Any teacher (professional or practitioner) who previously scored a 5 on his or her overall evaluation or individual growth measure will be required to have one unannounced classroom visit covering three observation domains, as well as two walk-throughs. The following items include:

  • Time: Evaluators should spend 10-15 minutes in the classroom during a walk-through.
  • Focus: There are various ways that an evaluator can focus a walk-through, depending on classroom context. Some ideas include:
    • Focus on an area of reinforcement from the first semester classroom visit with the intention of learning more about sand spreading successful practices across schools.
    • Focus on an area of refinement from the first semester classroom visit to support additional improvement.
    • Feedback: Although walk-throughs are unscored, it is still important to provide feedback. A formal post-conference is not necessary after a walk-through. A brief, informal conversation, note, or email following the walk though to share immediate feedback is sufficient.
    • Documentation: Requirements for walk-through documentation are at each district’s discretion.

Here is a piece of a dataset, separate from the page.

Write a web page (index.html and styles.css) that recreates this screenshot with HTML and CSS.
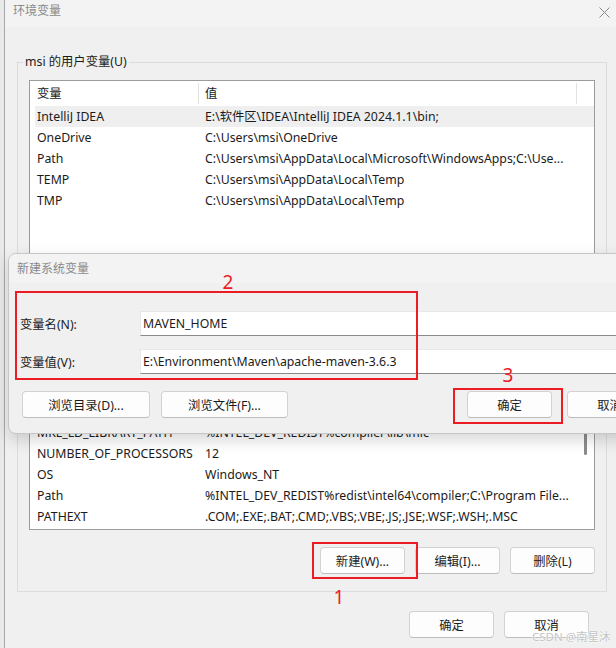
FILE: index.html
```html
<!DOCTYPE html>
<html lang="zh-CN">
<head>
  <meta charset="UTF-8">
  <meta name="viewport" content="width=device-width, initial-scale=1.0">
  <link rel="stylesheet" href="styles.css">
</head>
<body>

<div class="window">
  <div class="titlebar">
    <span class="title">环境变量</span>
    <svg class="close" width="11" height="11" viewBox="0 0 11 11">
      <path d="M0.5 0.5 L10.5 10.5 M10.5 0.5 L0.5 10.5" stroke="#8a8a8a" stroke-width="1" fill="none"/>
    </svg>
  </div>

  <div class="content">
    <fieldset class="group">
      <legend>msi 的用户变量(U)</legend>
      <div class="list user-list">
        <div class="list-main">
          <div class="list-head">
            <div class="cell">变量</div>
            <div class="cell">值</div>
          </div>
          <div class="row selected"><div class="cell">IntelliJ IDEA</div><div class="cell">E:\软件区\IDEA\IntelliJ IDEA 2024.1.1\bin;</div></div>
          <div class="row"><div class="cell">OneDrive</div><div class="cell">C:\Users\msi\OneDrive</div></div>
          <div class="row"><div class="cell">Path</div><div class="cell">C:\Users\msi\AppData\Local\Microsoft\WindowsApps;C:\Use...</div></div>
          <div class="row"><div class="cell">TEMP</div><div class="cell">C:\Users\msi\AppData\Local\Temp</div></div>
          <div class="row"><div class="cell">TMP</div><div class="cell">C:\Users\msi\AppData\Local\Temp</div></div>
        </div>
      </div>
      <div class="btn-row">
        <div class="btn">新建(N)...</div>
        <div class="btn">编辑(E)...</div>
        <div class="btn">删除(D)</div>
      </div>
    </fieldset>

    <fieldset class="group sys-group">
      <legend>系统变量(S)</legend>
      <div class="list sys-list">
        <div class="list-main">
          <div class="list-head">
            <div class="cell">变量</div>
            <div class="cell">值</div>
          </div>
          <div class="list-rows">
            <div class="rows-scrolled">
              <div class="row"><div class="cell">DriverData</div><div class="cell">C:\Windows\System32\Drivers\DriverData</div></div>
              <div class="row"><div class="cell">INTEL_DEV_REDIST</div><div class="cell">C:\Program Files (x86)\Common Files\Intel\Shared Libraries\</div></div>
              <div class="row"><div class="cell">MKL_LD_LIBRARY_PATH</div><div class="cell">%INTEL_DEV_REDIST%compiler\lib\mic</div></div>
              <div class="row"><div class="cell">NUMBER_OF_PROCESSORS</div><div class="cell">12</div></div>
              <div class="row"><div class="cell">OS</div><div class="cell">Windows_NT</div></div>
              <div class="row"><div class="cell">Path</div><div class="cell">%INTEL_DEV_REDIST%redist\intel64\compiler;C:\Program File...</div></div>
              <div class="row"><div class="cell">PATHEXT</div><div class="cell">.COM;.EXE;.BAT;.CMD;.VBS;.VBE;.JS;.JSE;.WSF;.WSH;.MSC</div></div>
              <div class="row"><div class="cell">PROCESSOR_ARCHITECTURE</div><div class="cell">AMD64</div></div>
            </div>
          </div>
        </div>
        <div class="scroll-track"><div class="scroll-thumb"></div></div>
      </div>
      <div class="btn-row">
        <div class="btn">新建(W)...</div>
        <div class="btn">编辑(I)...</div>
        <div class="btn">删除(L)</div>
      </div>
    </fieldset>

    <div class="footer">
      <div class="btn">确定</div>
      <div class="btn">取消</div>
    </div>
  </div>
</div>

<div class="dialog">
  <div class="dlg-title">新建系统变量</div>
  <div class="dlg-body">
    <div class="field">
      <label>变量名(N):</label>
      <input type="text" value="MAVEN_HOME">
    </div>
    <div class="field">
      <label>变量值(V):</label>
      <input type="text" value="E:\Environment\Maven\apache-maven-3.6.3">
    </div>
    <div class="dlg-buttons">
      <div class="btn browse-dir">浏览目录(D)...</div>
      <div class="btn browse-file">浏览文件(F)...</div>
      <div class="spacer"></div>
      <div class="btn">确定</div>
      <div class="btn">取消</div>
    </div>
  </div>
</div>

<!-- red annotations drawn over the screenshot -->
<div class="mark mark-1"></div>
<div class="num num-1">1</div>
<div class="mark mark-2"></div>
<div class="num num-2">2</div>
<div class="mark mark-3"></div>
<div class="num num-3">3</div>

<div class="watermark">CSDN @南星沐</div>

</body>
</html>
```

FILE: styles.css
```css
* {
  box-sizing: border-box;
}
html, body {
  margin: 0;
}
body {
  width: 616px;
  height: 648px;
  overflow: hidden;
  position: relative;
  background: #e9e9e9;
  font-family: "Noto Sans", "Noto Sans CJK SC", sans-serif;
  font-size: 12.3px;
  color: #1b1b1b;
}
.window {
  margin-left: 4px;
  width: 616px;
  height: 648px;
  background: #f0f0f0;
  border-left: 1px solid #a8a8a8;
}
.titlebar {
  height: 27px;
  background: #f3f3f3;
  display: flex;
  align-items: flex-start;
  justify-content: space-between;
  padding: 2px 10px 0 8px;
}
.title {
  font-size: 12px;
  line-height: 18px;
  color: #8a8a8a;
}
.close {
  margin-top: 5px;
}
.content {
  padding: 26px 13px 0 12px;
}
.group {
  margin: 0;
  min-width: 0;
  padding: 9px 11px 17px 11px;
  border: 1px solid #dcdcdc;
}
.group legend {
  margin-left: -6px;
  padding: 0 2px;
  line-height: 18px;
}
.sys-group {
  margin-top: 6px;
}
.list {
  display: flex;
  background: #ffffff;
  border: 1px solid #9c9c9c;
}
.user-list {
  height: 182px;
}
.sys-list {
  height: 173px;
}
.list-main {
  flex: 1;
  min-width: 0;
  padding-left: 5px;
}
.list-head,
.row {
  display: grid;
  grid-template-columns: 164px 378px;
}
.list-head {
  height: 25px;
  align-items: center;
}
.list-head .cell {
  height: 21px;
  line-height: 21px;
  border-right: 1px solid #e3e3e3;
}
.cell {
  white-space: nowrap;
  overflow: hidden;
  padding-left: 2px;
}
.cell + .cell {
  padding-left: 6px;
}
.row {
  height: 21px;
  line-height: 21px;
}
.row.selected {
  background: #efefef;
}
.list-rows {
  height: 146px;
  overflow: hidden;
}
.rows-scrolled {
  margin-top: -3px;
}
.scroll-track {
  width: 17px;
  flex: none;
}
.scroll-thumb {
  margin: 42px 0 0 7px;
  width: 3px;
  height: 55px;
  border-radius: 2px;
  background: #8b8b8b;
}
.btn-row {
  display: flex;
  justify-content: flex-end;
  gap: 10px;
  margin-top: 17px;
}
.btn {
  width: 85px;
  height: 27px;
  display: flex;
  align-items: center;
  justify-content: center;
  background: #fdfdfd;
  border: 1px solid #d2d2d2;
  border-bottom-color: #bdbdbd;
  border-radius: 4px;
  white-space: nowrap;
}
.footer {
  display: flex;
  justify-content: flex-end;
  gap: 10px;
  margin-top: 19px;
  padding-right: 18px;
}

/* the "new system variable" dialog lies over the main window */
.dialog {
  position: absolute;
  left: 8px;
  top: 253px;
  width: 658px;
  height: 181px;
  background: #f0f0f0;
  border: 1px solid #c6c6c6;
  border-radius: 8px;
  box-shadow: 0 6px 16px rgba(0, 0, 0, 0.16);
  overflow: hidden;
}
.dlg-title {
  height: 29px;
  line-height: 29px;
  padding-left: 8px;
  background: #f3f3f3;
  font-size: 12px;
  color: #8a8a8a;
}
.dlg-body {
  padding: 28px 13px 0 11px;
}
.field {
  display: flex;
  align-items: center;
  height: 25px;
}
.field + .field {
  margin-top: 13px;
}
.field label {
  width: 120px;
  flex: none;
}
.field input {
  flex: 1;
  height: 25px;
  margin: 0;
  padding: 0 2px;
  font: inherit;
  color: #1b1b1b;
  background: #ffffff;
  border: 1px solid #e8e8e8;
  border-bottom-color: #8a8a8a;
  outline: none;
}
.dlg-buttons {
  display: flex;
  gap: 15px;
  margin-top: 17px;
  padding-left: 2px;
}
.dlg-buttons .browse-dir {
  width: 128px;
}
.dlg-buttons .browse-file {
  width: 127px;
  margin-left: -4px;
}
.spacer {
  flex: 1;
}

.mark {
  position: absolute;
  border: 2px solid #ec1c24;
}
.mark-1 {
  left: 312px;
  top: 542px;
  width: 106px;
  height: 37px;
}
.mark-2 {
  left: 15px;
  top: 291px;
  width: 403px;
  height: 89px;
}
.mark-3 {
  left: 453px;
  top: 388px;
  width: 110px;
  height: 36px;
}
.num {
  position: absolute;
  width: 20px;
  height: 22px;
  line-height: 22px;
  text-align: center;
  color: #ec1c24;
  font-size: 19px;
}
.num-1 {
  left: 329px;
  top: 586px;
}
.num-2 {
  left: 218px;
  top: 271px;
}
.num-3 {
  left: 498px;
  top: 364px;
}
.watermark {
  position: absolute;
  left: 532px;
  top: 629px;
  line-height: 16px;
  font-size: 11.5px;
  color: #c4c4c4;
  text-shadow: 0 0 2px #ffffff, 0 0 2px #ffffff;
  white-space: nowrap;
}
```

Guidance on Summative Conferences

 

Before beginning observations for the current school year, evaluators should have summative conferences with all educators to review their evaluation results from the previous school year. Summative conferences often occur at the end of the school year, but some may not be completed until the beginning of the following school year. In addition to discussing scores from the previous year, summative conferences should incorporate the main components of a coaching conversation to ensure that it is productive.

  • Required Components: 
    • Discuss professionalism scores.
    • Share final qualitative (observation) data scores.
    • Share final 15% quantitative data (if measure is available).
    • Explain when and how the overall score will be calculated.
  •  Other Components:
    • Commend places of progress.
    • Focus on the places in need of continued refinement.
  • Saving Time:
    • Ensure teachers view their data prior to the meeting.
      • Incorporate this meeting with existing end of year wrap-up meetings or beginning of year initial coaching conversations.
      • Note that there is no required form for the summative conference. Any documentation required is at the district’s discretion.
  • Coaching Conversations:
    • Begin the coaching conversation by communicating the purpose and goals to help reduce teacher anxiety.
    • Emphasize the need for teacher growth and improvement through changing and refining strategies instead of stating the need to “bring up scores from this year”.
      • Use formative and summative data from the previous year to discuss patterns in teaching practices related to student growth.
      • Provide specific strategies, based on your analysis of the teacher’s areas for growth, including timelines for regular check-ins.